## Listing
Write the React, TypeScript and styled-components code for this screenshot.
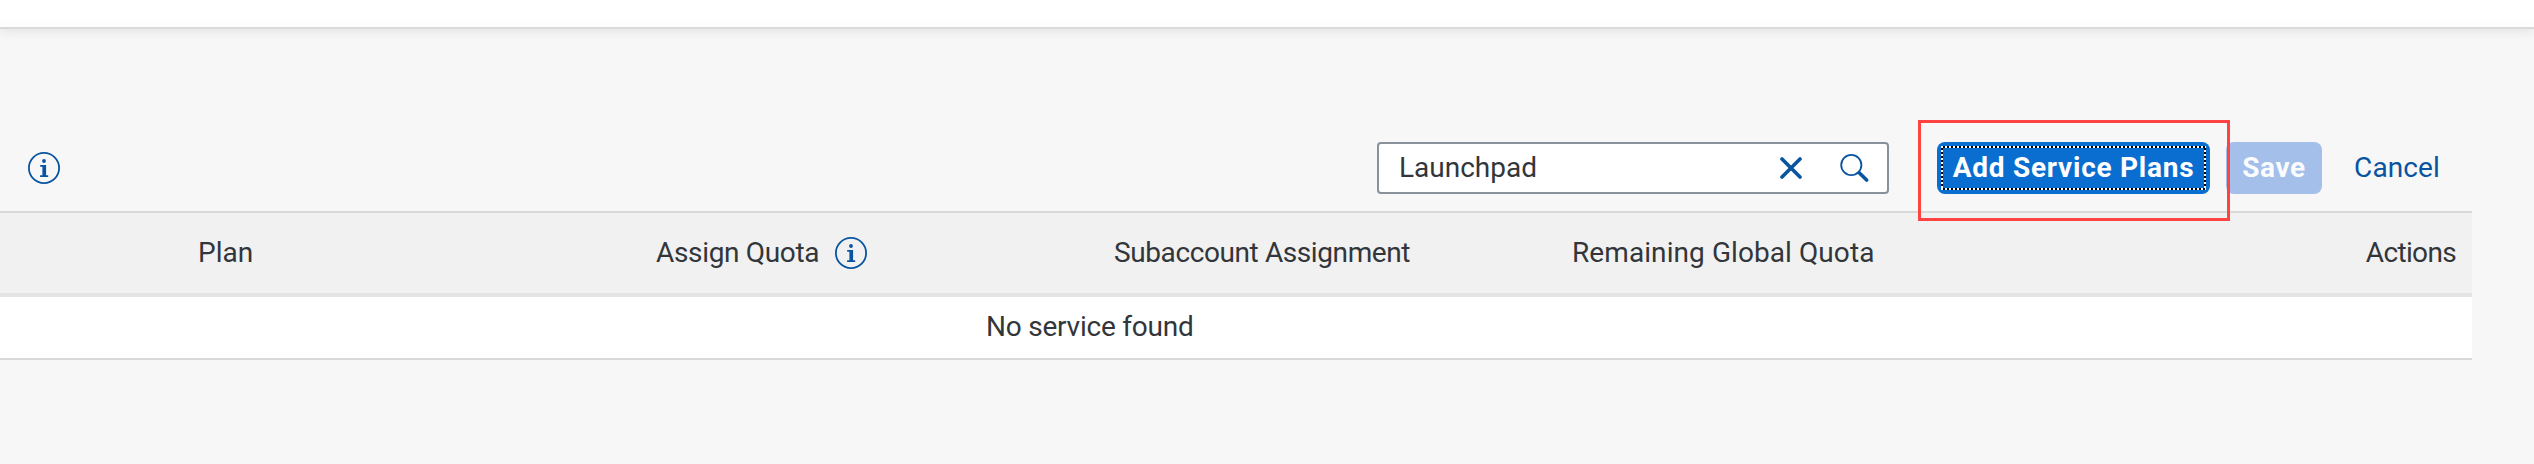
import React from 'react';
import styled, { createGlobalStyle } from 'styled-components';

const GlobalStyle = createGlobalStyle`
  *, *::before, *::after { box-sizing: border-box; }
  body {
    margin: 0;
    background: #f7f7f7;
    color: #32363a;
    font-family: Roboto, "Liberation Sans", sans-serif;
    font-size: 28px;
    overflow: hidden;
  }
`;

const Page = styled.div`
  display: flex;
  flex-direction: column;
  height: 464px;
  background: #f7f7f7;
`;

const ShellHeader = styled.header`
  height: 29px;
  flex: none;
  background: linear-gradient(#fff 18px, #fdfdfd 22px);
  border-bottom: 2px solid #d9d9d9;
  box-shadow: 0 0 14px rgba(0, 0, 0, 0.12);
`;

const Content = styled.main`
  width: 2472px;
  padding-top: 94px;
`;

const Toolbar = styled.div`
  display: flex;
  align-items: center;
  height: 88px;
  padding: 2px 0 0 28px;
`;

const Spacer = styled.div`
  flex: 1;
`;

const SearchField = styled.div`
  display: flex;
  align-items: center;
  width: 512px;
  height: 52px;
  padding: 0 18px 0 20px;
  border: 2px solid #89919a;
  border-radius: 4px;
  background: #fff;
`;

const Label = styled.span<{ $tracking?: number }>`
  white-space: nowrap;
  line-height: 36px;
  letter-spacing: ${(p) => p.$tracking ?? 0}px;
`;

const SearchText = styled(Label)`
  flex: 1;
`;

const Icon = styled.svg`
  display: block;
  flex: none;
  color: #0854a0;
`;

const Button = styled.button`
  display: flex;
  align-items: center;
  justify-content: center;
  position: relative;
  height: 52px;
  padding: 0;
  border: 0;
  border-radius: 8px;
  background: #0a6ed1;
  color: #fff;
  font: inherit;
  font-weight: 700;
`;

const AddButton = styled(Button)`
  width: 273px;
  margin-left: 48px;
`;

const SaveButton = styled(Button)`
  width: 96px;
  margin-left: 16px;
  background: #a3bfea;
  color: #fbfcfe;
`;

const CancelButton = styled(Button)`
  width: 118px;
  margin: 0 16px;
  background: transparent;
  color: #0854a0;
  font-weight: 400;
`;

const FocusRing = styled.span`
  position: absolute;
  inset: 4px;
  --dots-x: repeating-linear-gradient(90deg, #fff 0 2px, #000 2px 4px);
  --dots-y: repeating-linear-gradient(180deg, #fff 0 2px, #000 2px 4px);
  background:
    var(--dots-x) top / 100% 2px no-repeat,
    var(--dots-x) bottom / 100% 2px no-repeat,
    var(--dots-y) left / 2px 100% no-repeat,
    var(--dots-y) right / 2px 100% no-repeat;
`;

const Highlight = styled.span`
  position: absolute;
  z-index: 2;
  inset: -22px -20px -27px -19px;
  border: 3px solid #ff4343;
`;

const Table = styled.section`
  border-top: 2px solid #d9d9d9;
  border-bottom: 2px solid #d9d9d9;
`;

const HeaderRow = styled.div`
  display: grid;
  grid-template-columns: 182px 458px 458px 458px 458px 1fr;
  align-items: center;
  height: 84px;
  background: #f1f1f1;
  border-bottom: 4px solid #e4e4e4;
`;

const Cell = styled.div<{ $end?: boolean }>`
  display: flex;
  align-items: center;
  gap: 16px;
  padding: 0 16px;
  justify-content: ${(p) => (p.$end ? 'flex-end' : 'flex-start')};
`;

const EmptyRow = styled.div`
  display: flex;
  align-items: center;
  height: 61px;
  padding: 0 0 2px 986px;
  background: #fff;
`;

const InfoIcon = () => (
  <Icon width="32" height="32" viewBox="0 0 32 32" fill="none">
    <circle cx="16" cy="16" r="15.1" stroke="currentColor" strokeWidth="1.8" />
    <circle cx="16" cy="9" r="1.9" fill="currentColor" />
    <path d="M12.2 13h5.9v10.3h2.1V25h-8.1v-1.7h2.3v-8.6h-2.2z" fill="currentColor" />
  </Icon>
);

const ClearIcon = () => (
  <Icon width="22" height="22" viewBox="0 0 22 22" fill="none">
    <path d="M2 2l18 18M20 2L2 20" stroke="currentColor" strokeWidth="3.6" strokeLinecap="round" />
  </Icon>
);

const SearchIcon = styled(Icon)`
  margin-left: 38px;
`;

export default function App() {
  return (
    <>
      <GlobalStyle />
      <Page>
        <ShellHeader />
        <Content>
          <Toolbar>
            <InfoIcon />
            <Spacer />
            <SearchField>
              <SearchText>Launchpad</SearchText>
              <ClearIcon />
              <SearchIcon width="29" height="28" viewBox="0 0 29 28" fill="none">
                <circle cx="11.3" cy="11" r="10.1" stroke="currentColor" strokeWidth="1.8" />
                <path d="M19.2 18.8l7.4 7.2" stroke="currentColor" strokeWidth="3.6" strokeLinecap="round" />
              </SearchIcon>
            </SearchField>
            <AddButton>
              <Label $tracking={0.75}>Add Service Plans</Label>
              <FocusRing />
              <Highlight />
            </AddButton>
            <SaveButton disabled>
              <Label $tracking={0.6}>Save</Label>
            </SaveButton>
            <CancelButton>
              <Label $tracking={0.1}>Cancel</Label>
            </CancelButton>
          </Toolbar>
          <Table>
            <HeaderRow>
              <Cell />
              <Cell><Label>Plan</Label></Cell>
              <Cell><Label $tracking={-0.33}>Assign Quota</Label><InfoIcon /></Cell>
              <Cell><Label $tracking={-0.4}>Subaccount Assignment</Label></Cell>
              <Cell><Label $tracking={0.08}>Remaining Global Quota</Label></Cell>
              <Cell $end><Label $tracking={-0.65}>Actions</Label></Cell>
            </HeaderRow>
            <EmptyRow>
              <Label $tracking={-0.22}>No service found</Label>
            </EmptyRow>
          </Table>
        </Content>
      </Page>
    </>
  );
}
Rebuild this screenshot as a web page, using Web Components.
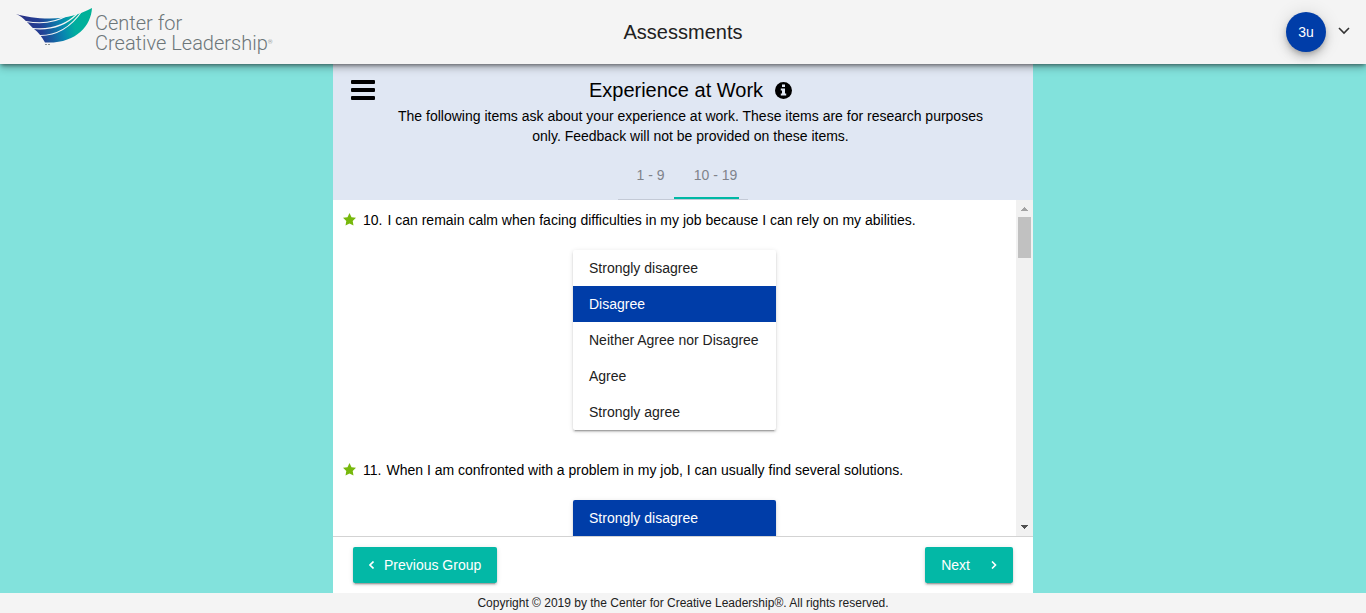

## Given task
Your copy of the data above should match it exactly, except that pictures are left out.

## Task solution
Write the React, TypeScript and styled-components code for this screenshot.
import React from 'react';
import styled, { createGlobalStyle } from 'styled-components';

const GlobalStyle = createGlobalStyle`
  *, *::before, *::after { box-sizing: border-box; }
  body {
    margin: 0;
    background: #f7f7f7;
    color: #32363a;
    font-family: Roboto, "Liberation Sans", sans-serif;
    font-size: 28px;
    overflow: hidden;
  }
`;

const Page = styled.div`
  display: flex;
  flex-direction: column;
  height: 464px;
  background: #f7f7f7;
`;

const ShellHeader = styled.header`
  height: 29px;
  flex: none;
  background: linear-gradient(#fff 18px, #fdfdfd 22px);
  border-bottom: 2px solid #d9d9d9;
  box-shadow: 0 0 14px rgba(0, 0, 0, 0.12);
`;

const Content = styled.main`
  width: 2472px;
  padding-top: 94px;
`;

const Toolbar = styled.div`
  display: flex;
  align-items: center;
  height: 88px;
  padding: 2px 0 0 28px;
`;

const Spacer = styled.div`
  flex: 1;
`;

const SearchField = styled.div`
  display: flex;
  align-items: center;
  width: 512px;
  height: 52px;
  padding: 0 18px 0 20px;
  border: 2px solid #89919a;
  border-radius: 4px;
  background: #fff;
`;

const Label = styled.span<{ $tracking?: number }>`
  white-space: nowrap;
  line-height: 36px;
  letter-spacing: ${(p) => p.$tracking ?? 0}px;
`;

const SearchText = styled(Label)`
  flex: 1;
`;

const Icon = styled.svg`
  display: block;
  flex: none;
  color: #0854a0;
`;

const Button = styled.button`
  display: flex;
  align-items: center;
  justify-content: center;
  position: relative;
  height: 52px;
  padding: 0;
  border: 0;
  border-radius: 8px;
  background: #0a6ed1;
  color: #fff;
  font: inherit;
  font-weight: 700;
`;

const AddButton = styled(Button)`
  width: 273px;
  margin-left: 48px;
`;

const SaveButton = styled(Button)`
  width: 96px;
  margin-left: 16px;
  background: #a3bfea;
  color: #fbfcfe;
`;

const CancelButton = styled(Button)`
  width: 118px;
  margin: 0 16px;
  background: transparent;
  color: #0854a0;
  font-weight: 400;
`;

const FocusRing = styled.span`
  position: absolute;
  inset: 4px;
  --dots-x: repeating-linear-gradient(90deg, #fff 0 2px, #000 2px 4px);
  --dots-y: repeating-linear-gradient(180deg, #fff 0 2px, #000 2px 4px);
  background:
    var(--dots-x) top / 100% 2px no-repeat,
    var(--dots-x) bottom / 100% 2px no-repeat,
    var(--dots-y) left / 2px 100% no-repeat,
    var(--dots-y) right / 2px 100% no-repeat;
`;

const Highlight = styled.span`
  position: absolute;
  z-index: 2;
  inset: -22px -20px -27px -19px;
  border: 3px solid #ff4343;
`;

const Table = styled.section`
  border-top: 2px solid #d9d9d9;
  border-bottom: 2px solid #d9d9d9;
`;

const HeaderRow = styled.div`
  display: grid;
  grid-template-columns: 182px 458px 458px 458px 458px 1fr;
  align-items: center;
  height: 84px;
  background: #f1f1f1;
  border-bottom: 4px solid #e4e4e4;
`;

const Cell = styled.div<{ $end?: boolean }>`
  display: flex;
  align-items: center;
  gap: 16px;
  padding: 0 16px;
  justify-content: ${(p) => (p.$end ? 'flex-end' : 'flex-start')};
`;

const EmptyRow = styled.div`
  display: flex;
  align-items: center;
  height: 61px;
  padding: 0 0 2px 986px;
  background: #fff;
`;

const InfoIcon = () => (
  <Icon width="32" height="32" viewBox="0 0 32 32" fill="none">
    <circle cx="16" cy="16" r="15.1" stroke="currentColor" strokeWidth="1.8" />
    <circle cx="16" cy="9" r="1.9" fill="currentColor" />
    <path d="M12.2 13h5.9v10.3h2.1V25h-8.1v-1.7h2.3v-8.6h-2.2z" fill="currentColor" />
  </Icon>
);

const ClearIcon = () => (
  <Icon width="22" height="22" viewBox="0 0 22 22" fill="none">
    <path d="M2 2l18 18M20 2L2 20" stroke="currentColor" strokeWidth="3.6" strokeLinecap="round" />
  </Icon>
);

const SearchIcon = styled(Icon)`
  margin-left: 38px;
`;

export default function App() {
  return (
    <>
      <GlobalStyle />
      <Page>
        <ShellHeader />
        <Content>
          <Toolbar>
            <InfoIcon />
            <Spacer />
            <SearchField>
              <SearchText>Launchpad</SearchText>
              <ClearIcon />
              <SearchIcon width="29" height="28" viewBox="0 0 29 28" fill="none">
                <circle cx="11.3" cy="11" r="10.1" stroke="currentColor" strokeWidth="1.8" />
                <path d="M19.2 18.8l7.4 7.2" stroke="currentColor" strokeWidth="3.6" strokeLinecap="round" />
              </SearchIcon>
            </SearchField>
            <AddButton>
              <Label $tracking={0.75}>Add Service Plans</Label>
              <FocusRing />
              <Highlight />
            </AddButton>
            <SaveButton disabled>
              <Label $tracking={0.6}>Save</Label>
            </SaveButton>
            <CancelButton>
              <Label $tracking={0.1}>Cancel</Label>
            </CancelButton>
          </Toolbar>
          <Table>
            <HeaderRow>
              <Cell />
              <Cell><Label>Plan</Label></Cell>
              <Cell><Label $tracking={-0.33}>Assign Quota</Label><InfoIcon /></Cell>
              <Cell><Label $tracking={-0.4}>Subaccount Assignment</Label></Cell>
              <Cell><Label $tracking={0.08}>Remaining Global Quota</Label></Cell>
              <Cell $end><Label $tracking={-0.65}>Actions</Label></Cell>
            </HeaderRow>
            <EmptyRow>
              <Label $tracking={-0.22}>No service found</Label>
            </EmptyRow>
          </Table>
        </Content>
      </Page>
    </>
  );
}
Rebuild this screenshot as a web page, using Web Components.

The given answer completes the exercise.